Les récentes attaques des milices au Tchad semblent s’inscrire dans un mouvement plus vaste de violence transfrontalière décrit par Human Rights Watch au cours de l’année écoulée, période pendant laquelle l’Etat soudanais du Darfour occidental, limitrophe du Tchad sur plus de 500 kilomètres, est devenu de plus en plus instable. Plus d’une douzaine de groupes armés, dont quatre factions des mouvements rebelles du Darfour, plusieurs milices soutenues par le gouvernement et des groupes rebelles tchadiens sont actifs le long de cette frontière très poreuse. Les raids lancés contre les troupeaux sont devenus pratique courante mais les attaques d’avril contre les quatre villages tchadiens se distinguent par leur nombre élevé de victimes.
« De nombreuses questions relatives à ces attaques restent sans réponse mais la conclusion est claire : les civils tchadiens ont expressément besoin de protection, » a déclaré Takirambudde.
Les chercheurs de Human Rights Watch qui se sont rendus sur le site des attaques en mai ont recueilli de nombreux récits faits par des témoins oculaires.
La violence du 13 avril s’est concentrée sur le village tchadien de Djawara, à l’Est du pays où 75 personnes auraient été tuées en quelques heures seulement.
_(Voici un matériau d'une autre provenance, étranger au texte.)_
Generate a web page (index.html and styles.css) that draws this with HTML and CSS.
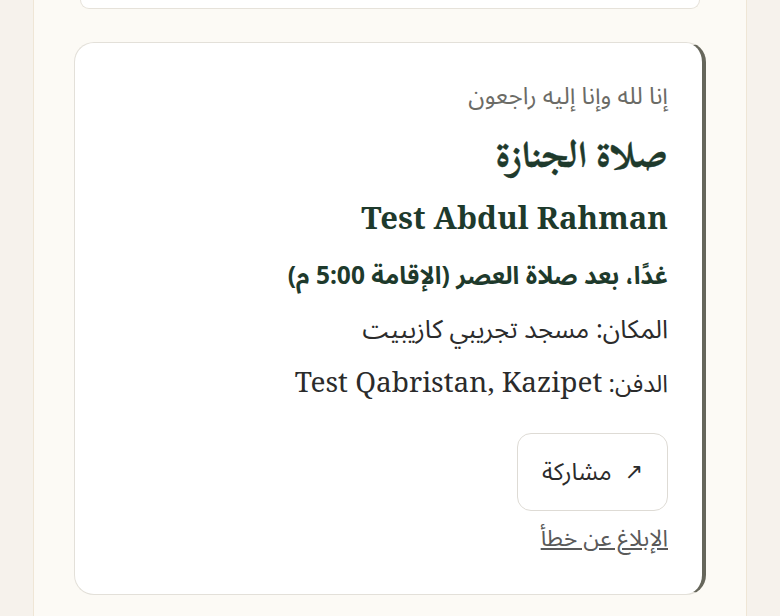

Lorsque les chercheurs de Human Rights Watch se sont rendus à Djawara, début mai, ils ont trouvé plus d’une douzaine de flaques de sang sec, sur le sol dans un bosquet composé d’arbres et d’arbustes, à environ 500 mètres à l’ouest du village, là où les villageois s’étaient rassemblés pour prier au moment de l’attaque.
Le lieu était jonché de douilles, de magazines d’armes à feu, de vêtements et d’amulettes fréquemment portées comme protection contre les balles.
Les villageois sur place ont montré à Human Rights Watch six fosses communes toute proches dans lesquels ils ont affirmé avoir enterré 25 personnes au total. 12 autres corps ont été tirés et jetés dans un fossé et partiellement recouverts par des nattes de paille. Un corps en décomposition a été trouvé au pied d’un arbre tout proche. 37 hommes supplémentaires auraient été tués ailleurs dans le village.
Entre le 12 et le 13 avril, les milices Janjaweed auraient attaqué trois autres villages des environs, Gimeze, Singatao et Korkosanyo, tuant 43 personnes. Les chercheurs de Human Rights Watch n’ont pas pu se rendre longuement dans ces trois villages à cause de l’insécurité continue dans la région. Cependant, des récits faisant état de la destruction partielle par le feu de Singatao ont été confirmés et Singatao, Djawara et Gimeze ont été abandonnés.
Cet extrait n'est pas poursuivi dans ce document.